▶ [SUPPLIED MATERIAL]:
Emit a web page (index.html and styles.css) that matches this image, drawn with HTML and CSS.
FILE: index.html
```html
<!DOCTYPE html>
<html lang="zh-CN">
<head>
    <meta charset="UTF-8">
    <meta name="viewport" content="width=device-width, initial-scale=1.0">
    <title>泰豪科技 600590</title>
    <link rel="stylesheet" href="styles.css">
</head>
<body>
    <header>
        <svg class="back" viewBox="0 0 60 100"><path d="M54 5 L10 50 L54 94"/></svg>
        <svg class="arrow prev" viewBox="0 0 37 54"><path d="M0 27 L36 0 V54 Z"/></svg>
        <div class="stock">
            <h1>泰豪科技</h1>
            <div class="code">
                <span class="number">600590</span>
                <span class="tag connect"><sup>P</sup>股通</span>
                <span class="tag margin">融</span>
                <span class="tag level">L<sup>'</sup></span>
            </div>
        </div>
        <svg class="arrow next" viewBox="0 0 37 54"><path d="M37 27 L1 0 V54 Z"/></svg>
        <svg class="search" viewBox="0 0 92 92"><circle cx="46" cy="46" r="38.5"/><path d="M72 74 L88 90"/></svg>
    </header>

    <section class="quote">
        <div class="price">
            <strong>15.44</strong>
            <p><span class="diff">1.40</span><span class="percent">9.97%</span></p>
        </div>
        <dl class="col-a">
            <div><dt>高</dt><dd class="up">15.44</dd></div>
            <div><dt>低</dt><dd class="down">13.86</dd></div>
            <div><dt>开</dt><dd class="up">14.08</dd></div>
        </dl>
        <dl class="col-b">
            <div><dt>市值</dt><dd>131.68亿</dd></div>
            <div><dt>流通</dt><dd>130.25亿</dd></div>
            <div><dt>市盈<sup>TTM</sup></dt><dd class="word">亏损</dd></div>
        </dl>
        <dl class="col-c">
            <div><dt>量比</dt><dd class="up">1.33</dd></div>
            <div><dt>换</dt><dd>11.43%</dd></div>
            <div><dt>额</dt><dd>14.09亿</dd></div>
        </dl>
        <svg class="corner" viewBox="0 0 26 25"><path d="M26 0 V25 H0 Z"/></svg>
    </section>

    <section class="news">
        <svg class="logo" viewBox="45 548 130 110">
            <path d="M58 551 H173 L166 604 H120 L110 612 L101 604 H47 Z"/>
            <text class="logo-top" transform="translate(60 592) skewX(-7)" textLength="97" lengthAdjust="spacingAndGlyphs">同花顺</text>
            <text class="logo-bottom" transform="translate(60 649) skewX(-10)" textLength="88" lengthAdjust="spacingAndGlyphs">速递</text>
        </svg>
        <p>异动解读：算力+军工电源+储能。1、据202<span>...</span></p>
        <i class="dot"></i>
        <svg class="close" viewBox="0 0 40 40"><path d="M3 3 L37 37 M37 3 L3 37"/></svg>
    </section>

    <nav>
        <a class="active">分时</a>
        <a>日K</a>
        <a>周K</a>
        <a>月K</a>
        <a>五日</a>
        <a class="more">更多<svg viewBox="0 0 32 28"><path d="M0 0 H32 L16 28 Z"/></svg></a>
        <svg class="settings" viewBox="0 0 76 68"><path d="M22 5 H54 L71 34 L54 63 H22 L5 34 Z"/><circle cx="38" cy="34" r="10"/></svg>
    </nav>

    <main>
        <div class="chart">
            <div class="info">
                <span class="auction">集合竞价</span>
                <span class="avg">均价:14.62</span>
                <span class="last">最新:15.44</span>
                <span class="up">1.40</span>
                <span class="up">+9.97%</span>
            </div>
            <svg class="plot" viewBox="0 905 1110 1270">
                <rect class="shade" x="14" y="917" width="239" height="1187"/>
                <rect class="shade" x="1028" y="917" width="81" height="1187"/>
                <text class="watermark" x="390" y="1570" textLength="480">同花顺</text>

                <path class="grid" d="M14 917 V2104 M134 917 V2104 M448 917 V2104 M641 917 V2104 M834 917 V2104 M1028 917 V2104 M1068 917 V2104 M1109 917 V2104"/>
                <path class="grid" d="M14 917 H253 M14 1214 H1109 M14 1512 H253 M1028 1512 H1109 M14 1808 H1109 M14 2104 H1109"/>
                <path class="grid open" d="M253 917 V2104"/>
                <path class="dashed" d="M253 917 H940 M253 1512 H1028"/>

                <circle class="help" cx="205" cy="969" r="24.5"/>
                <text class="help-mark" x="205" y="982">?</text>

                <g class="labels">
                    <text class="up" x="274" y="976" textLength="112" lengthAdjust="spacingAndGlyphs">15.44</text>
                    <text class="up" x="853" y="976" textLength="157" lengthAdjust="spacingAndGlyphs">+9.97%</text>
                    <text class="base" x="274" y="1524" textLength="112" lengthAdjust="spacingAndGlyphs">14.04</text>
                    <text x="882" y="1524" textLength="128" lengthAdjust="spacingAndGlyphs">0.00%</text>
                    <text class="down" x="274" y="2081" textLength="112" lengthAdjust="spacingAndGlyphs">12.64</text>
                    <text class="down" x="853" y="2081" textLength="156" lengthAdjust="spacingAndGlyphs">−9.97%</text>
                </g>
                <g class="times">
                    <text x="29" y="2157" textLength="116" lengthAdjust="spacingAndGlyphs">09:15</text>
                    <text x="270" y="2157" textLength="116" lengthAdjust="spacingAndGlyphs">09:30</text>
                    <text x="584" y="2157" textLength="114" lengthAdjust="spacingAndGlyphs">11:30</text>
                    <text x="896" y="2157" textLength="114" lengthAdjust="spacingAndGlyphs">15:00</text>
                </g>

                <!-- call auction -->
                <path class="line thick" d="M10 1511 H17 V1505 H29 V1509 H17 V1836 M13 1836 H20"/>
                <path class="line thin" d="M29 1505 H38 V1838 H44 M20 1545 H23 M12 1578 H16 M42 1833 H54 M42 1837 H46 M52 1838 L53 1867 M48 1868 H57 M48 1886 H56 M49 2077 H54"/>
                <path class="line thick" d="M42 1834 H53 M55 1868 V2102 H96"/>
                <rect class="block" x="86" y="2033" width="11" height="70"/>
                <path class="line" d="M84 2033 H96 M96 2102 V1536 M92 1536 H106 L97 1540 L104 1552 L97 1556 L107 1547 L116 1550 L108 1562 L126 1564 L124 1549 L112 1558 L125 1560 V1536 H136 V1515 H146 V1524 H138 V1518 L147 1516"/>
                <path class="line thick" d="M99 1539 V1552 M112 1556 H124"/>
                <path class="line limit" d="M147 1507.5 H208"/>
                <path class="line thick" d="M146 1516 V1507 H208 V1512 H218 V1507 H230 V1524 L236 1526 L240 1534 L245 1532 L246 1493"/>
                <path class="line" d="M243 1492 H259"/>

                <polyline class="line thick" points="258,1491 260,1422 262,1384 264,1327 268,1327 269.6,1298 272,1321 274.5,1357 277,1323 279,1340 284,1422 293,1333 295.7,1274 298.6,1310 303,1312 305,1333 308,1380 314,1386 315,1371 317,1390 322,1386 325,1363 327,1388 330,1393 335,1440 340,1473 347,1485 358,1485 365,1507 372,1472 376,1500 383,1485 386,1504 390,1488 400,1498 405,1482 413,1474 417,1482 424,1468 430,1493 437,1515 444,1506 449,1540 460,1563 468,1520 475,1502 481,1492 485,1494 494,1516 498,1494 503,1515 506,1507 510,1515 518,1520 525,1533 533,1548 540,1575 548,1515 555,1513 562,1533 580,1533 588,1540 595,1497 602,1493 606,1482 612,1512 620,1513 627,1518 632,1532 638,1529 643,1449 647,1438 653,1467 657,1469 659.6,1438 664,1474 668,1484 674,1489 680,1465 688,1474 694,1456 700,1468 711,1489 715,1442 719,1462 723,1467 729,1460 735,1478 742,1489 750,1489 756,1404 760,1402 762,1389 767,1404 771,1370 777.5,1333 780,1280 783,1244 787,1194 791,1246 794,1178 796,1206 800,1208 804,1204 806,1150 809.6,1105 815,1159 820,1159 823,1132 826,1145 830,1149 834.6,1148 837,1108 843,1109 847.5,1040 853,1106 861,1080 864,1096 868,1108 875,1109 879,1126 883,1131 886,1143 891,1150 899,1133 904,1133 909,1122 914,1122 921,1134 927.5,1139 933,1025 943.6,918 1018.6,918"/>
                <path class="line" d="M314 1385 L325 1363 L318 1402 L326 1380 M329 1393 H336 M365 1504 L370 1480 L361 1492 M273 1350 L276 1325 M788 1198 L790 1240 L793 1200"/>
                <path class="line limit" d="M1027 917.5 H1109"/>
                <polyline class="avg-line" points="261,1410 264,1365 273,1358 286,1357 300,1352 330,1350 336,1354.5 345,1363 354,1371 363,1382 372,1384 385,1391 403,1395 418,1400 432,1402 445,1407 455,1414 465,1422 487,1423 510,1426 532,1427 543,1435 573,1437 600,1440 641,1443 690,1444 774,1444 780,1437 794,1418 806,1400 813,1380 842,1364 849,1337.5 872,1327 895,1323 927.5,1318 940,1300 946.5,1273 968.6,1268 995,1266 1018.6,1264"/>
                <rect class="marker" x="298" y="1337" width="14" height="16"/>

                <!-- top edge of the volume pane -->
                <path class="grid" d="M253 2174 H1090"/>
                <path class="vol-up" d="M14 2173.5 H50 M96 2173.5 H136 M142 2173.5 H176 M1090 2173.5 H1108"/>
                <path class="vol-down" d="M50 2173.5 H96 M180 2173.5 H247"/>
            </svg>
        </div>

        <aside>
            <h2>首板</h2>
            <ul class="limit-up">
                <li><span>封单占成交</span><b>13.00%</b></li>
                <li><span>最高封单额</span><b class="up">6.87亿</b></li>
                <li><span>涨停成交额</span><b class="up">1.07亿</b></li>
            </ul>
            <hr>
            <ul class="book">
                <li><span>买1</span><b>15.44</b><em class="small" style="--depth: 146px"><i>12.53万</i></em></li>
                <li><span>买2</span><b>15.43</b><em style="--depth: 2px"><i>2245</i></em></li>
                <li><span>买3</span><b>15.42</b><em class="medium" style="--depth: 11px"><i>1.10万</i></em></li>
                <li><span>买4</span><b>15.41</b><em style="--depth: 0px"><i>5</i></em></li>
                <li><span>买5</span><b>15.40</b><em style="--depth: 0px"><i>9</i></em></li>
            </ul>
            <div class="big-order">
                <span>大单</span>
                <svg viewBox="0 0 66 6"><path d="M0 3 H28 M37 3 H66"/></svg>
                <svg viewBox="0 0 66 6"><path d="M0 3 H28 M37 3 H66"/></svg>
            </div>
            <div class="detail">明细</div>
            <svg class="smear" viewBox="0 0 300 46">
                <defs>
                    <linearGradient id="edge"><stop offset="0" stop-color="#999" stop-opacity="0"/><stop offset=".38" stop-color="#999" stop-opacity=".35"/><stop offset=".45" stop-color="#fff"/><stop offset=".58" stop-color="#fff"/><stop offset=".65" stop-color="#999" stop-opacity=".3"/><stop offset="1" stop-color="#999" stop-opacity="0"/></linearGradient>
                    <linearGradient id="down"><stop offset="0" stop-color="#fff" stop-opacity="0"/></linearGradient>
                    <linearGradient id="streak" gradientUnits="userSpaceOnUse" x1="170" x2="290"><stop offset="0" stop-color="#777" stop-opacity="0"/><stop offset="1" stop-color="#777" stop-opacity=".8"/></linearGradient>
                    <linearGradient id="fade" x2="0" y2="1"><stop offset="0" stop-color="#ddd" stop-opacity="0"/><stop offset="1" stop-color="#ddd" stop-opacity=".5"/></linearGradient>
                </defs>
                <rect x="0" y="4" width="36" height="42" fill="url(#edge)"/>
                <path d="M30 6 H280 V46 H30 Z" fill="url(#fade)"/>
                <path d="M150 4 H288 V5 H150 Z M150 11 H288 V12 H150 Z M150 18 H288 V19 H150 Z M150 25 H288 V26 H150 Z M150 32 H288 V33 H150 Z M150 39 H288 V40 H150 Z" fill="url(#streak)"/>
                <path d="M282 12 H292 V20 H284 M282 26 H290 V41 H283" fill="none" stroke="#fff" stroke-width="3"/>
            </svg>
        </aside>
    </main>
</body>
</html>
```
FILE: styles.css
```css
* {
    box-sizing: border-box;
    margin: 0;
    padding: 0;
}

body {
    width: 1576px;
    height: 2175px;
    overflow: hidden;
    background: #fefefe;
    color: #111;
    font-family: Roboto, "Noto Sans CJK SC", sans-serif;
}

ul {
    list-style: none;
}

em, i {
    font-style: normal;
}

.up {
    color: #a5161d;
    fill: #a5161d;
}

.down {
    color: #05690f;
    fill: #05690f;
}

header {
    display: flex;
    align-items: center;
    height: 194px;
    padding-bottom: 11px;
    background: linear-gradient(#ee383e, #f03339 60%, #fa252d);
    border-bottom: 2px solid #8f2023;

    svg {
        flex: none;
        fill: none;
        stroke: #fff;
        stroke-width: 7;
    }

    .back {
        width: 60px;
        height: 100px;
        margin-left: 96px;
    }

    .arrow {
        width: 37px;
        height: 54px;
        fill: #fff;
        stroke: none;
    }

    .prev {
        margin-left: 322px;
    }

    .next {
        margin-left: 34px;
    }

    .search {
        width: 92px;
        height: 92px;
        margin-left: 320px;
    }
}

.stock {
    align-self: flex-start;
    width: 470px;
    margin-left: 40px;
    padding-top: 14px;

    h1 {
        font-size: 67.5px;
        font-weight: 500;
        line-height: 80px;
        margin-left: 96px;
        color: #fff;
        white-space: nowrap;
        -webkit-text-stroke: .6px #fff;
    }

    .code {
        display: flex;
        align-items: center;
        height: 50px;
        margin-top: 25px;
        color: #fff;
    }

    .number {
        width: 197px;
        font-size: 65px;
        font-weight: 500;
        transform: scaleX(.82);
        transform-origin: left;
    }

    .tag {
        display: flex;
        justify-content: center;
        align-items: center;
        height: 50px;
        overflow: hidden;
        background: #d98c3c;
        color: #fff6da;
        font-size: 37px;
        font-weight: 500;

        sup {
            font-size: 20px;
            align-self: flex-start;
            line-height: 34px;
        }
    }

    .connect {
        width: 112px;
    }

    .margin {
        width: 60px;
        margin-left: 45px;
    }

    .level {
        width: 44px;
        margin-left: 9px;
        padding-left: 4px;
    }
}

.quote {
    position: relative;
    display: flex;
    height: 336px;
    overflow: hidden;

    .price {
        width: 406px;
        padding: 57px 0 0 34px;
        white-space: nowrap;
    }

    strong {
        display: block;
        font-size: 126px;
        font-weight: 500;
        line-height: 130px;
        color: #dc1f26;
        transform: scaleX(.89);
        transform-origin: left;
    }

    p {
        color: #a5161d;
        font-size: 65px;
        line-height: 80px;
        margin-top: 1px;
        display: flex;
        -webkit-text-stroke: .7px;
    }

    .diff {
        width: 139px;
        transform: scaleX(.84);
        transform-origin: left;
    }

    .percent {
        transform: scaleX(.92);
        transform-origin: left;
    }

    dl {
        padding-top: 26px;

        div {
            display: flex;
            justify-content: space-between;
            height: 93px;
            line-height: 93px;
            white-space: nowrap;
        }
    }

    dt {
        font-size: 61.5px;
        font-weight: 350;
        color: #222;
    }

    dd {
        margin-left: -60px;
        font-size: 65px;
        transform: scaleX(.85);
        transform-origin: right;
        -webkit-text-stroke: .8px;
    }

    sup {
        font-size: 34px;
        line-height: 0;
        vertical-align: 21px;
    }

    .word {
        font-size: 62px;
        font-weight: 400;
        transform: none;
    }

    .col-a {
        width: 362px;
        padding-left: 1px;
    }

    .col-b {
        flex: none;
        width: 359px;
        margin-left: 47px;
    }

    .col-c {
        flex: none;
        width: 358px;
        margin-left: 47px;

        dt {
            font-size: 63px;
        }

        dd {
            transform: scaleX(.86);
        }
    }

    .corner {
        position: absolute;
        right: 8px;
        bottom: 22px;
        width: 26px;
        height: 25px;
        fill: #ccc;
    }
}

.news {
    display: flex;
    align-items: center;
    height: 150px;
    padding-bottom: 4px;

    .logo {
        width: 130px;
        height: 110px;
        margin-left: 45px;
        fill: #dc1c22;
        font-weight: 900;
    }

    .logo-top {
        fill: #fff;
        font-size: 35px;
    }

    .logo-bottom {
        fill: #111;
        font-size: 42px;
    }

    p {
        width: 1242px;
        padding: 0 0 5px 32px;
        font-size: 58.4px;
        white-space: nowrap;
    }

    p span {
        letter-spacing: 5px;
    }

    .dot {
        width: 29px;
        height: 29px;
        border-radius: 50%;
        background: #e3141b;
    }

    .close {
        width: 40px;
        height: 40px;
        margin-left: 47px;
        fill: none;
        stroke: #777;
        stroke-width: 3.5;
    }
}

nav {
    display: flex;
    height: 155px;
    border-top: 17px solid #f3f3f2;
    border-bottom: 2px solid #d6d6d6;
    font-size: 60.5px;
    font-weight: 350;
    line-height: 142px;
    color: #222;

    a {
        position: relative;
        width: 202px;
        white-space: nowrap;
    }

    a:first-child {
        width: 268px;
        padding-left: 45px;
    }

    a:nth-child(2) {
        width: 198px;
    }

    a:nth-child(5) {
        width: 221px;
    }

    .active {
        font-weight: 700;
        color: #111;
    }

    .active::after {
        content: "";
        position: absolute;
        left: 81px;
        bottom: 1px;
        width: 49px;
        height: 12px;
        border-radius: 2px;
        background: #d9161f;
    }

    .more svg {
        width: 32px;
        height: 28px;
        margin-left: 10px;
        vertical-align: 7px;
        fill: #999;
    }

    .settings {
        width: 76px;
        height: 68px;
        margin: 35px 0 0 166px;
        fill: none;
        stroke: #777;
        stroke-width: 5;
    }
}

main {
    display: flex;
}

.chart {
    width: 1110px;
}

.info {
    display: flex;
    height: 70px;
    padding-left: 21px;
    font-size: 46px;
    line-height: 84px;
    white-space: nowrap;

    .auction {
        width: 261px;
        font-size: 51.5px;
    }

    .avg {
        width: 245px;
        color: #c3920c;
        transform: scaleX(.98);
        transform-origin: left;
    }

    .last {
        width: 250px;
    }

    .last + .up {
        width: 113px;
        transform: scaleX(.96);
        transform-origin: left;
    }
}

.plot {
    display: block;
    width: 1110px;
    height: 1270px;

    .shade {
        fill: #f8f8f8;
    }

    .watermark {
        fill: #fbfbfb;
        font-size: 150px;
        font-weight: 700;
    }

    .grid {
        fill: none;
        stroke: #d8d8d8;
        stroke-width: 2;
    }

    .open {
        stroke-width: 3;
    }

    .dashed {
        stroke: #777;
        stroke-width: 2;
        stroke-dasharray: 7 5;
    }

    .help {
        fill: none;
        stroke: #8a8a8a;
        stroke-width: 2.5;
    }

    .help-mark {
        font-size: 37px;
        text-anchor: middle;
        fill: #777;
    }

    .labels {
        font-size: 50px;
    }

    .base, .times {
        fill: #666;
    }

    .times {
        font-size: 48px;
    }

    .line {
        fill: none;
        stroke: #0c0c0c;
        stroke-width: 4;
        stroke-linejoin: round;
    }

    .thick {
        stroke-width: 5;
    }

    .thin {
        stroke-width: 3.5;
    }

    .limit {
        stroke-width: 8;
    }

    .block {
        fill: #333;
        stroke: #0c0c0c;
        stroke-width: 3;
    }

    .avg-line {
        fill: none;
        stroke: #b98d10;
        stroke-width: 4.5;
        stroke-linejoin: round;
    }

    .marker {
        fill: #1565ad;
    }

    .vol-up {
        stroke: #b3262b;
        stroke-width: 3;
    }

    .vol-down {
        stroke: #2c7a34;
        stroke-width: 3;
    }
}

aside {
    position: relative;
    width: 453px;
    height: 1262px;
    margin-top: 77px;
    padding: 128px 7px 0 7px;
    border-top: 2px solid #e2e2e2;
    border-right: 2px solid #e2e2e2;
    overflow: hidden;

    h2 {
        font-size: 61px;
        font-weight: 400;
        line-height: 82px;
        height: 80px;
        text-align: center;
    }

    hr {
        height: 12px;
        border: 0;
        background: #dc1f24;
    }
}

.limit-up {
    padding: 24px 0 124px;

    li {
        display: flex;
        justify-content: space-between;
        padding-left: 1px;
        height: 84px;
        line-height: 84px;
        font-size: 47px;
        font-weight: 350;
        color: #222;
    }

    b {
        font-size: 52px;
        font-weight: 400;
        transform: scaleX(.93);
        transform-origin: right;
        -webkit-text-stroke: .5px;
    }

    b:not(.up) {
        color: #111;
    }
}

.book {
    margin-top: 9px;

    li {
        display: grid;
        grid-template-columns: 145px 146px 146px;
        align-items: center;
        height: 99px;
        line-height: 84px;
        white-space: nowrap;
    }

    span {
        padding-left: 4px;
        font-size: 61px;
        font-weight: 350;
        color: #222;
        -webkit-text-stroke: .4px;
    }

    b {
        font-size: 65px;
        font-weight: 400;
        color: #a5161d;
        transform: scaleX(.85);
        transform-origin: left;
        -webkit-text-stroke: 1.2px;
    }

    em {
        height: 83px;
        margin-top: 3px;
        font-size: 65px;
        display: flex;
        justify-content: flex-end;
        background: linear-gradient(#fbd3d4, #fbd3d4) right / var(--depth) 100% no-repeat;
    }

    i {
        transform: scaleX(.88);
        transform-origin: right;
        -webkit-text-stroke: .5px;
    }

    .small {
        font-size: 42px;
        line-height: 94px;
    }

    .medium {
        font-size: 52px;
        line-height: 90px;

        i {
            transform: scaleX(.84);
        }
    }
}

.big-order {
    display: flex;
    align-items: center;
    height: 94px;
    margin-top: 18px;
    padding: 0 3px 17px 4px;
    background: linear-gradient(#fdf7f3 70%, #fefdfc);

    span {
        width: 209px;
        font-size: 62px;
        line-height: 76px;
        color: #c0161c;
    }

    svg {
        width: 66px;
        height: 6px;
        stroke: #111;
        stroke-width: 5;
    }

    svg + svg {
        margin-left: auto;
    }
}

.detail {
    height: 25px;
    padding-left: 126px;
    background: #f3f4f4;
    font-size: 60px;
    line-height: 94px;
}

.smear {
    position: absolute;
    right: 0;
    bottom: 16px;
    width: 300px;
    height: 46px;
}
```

▶ [WHAT TO PRODUCE]: Take each line containing the string "index" and copy it out.

▶ [SOLUTION TO THIS PROBLEM]:
Emit a web page (index.html and styles.css) that matches this image, drawn with HTML and CSS.
FILE: index.html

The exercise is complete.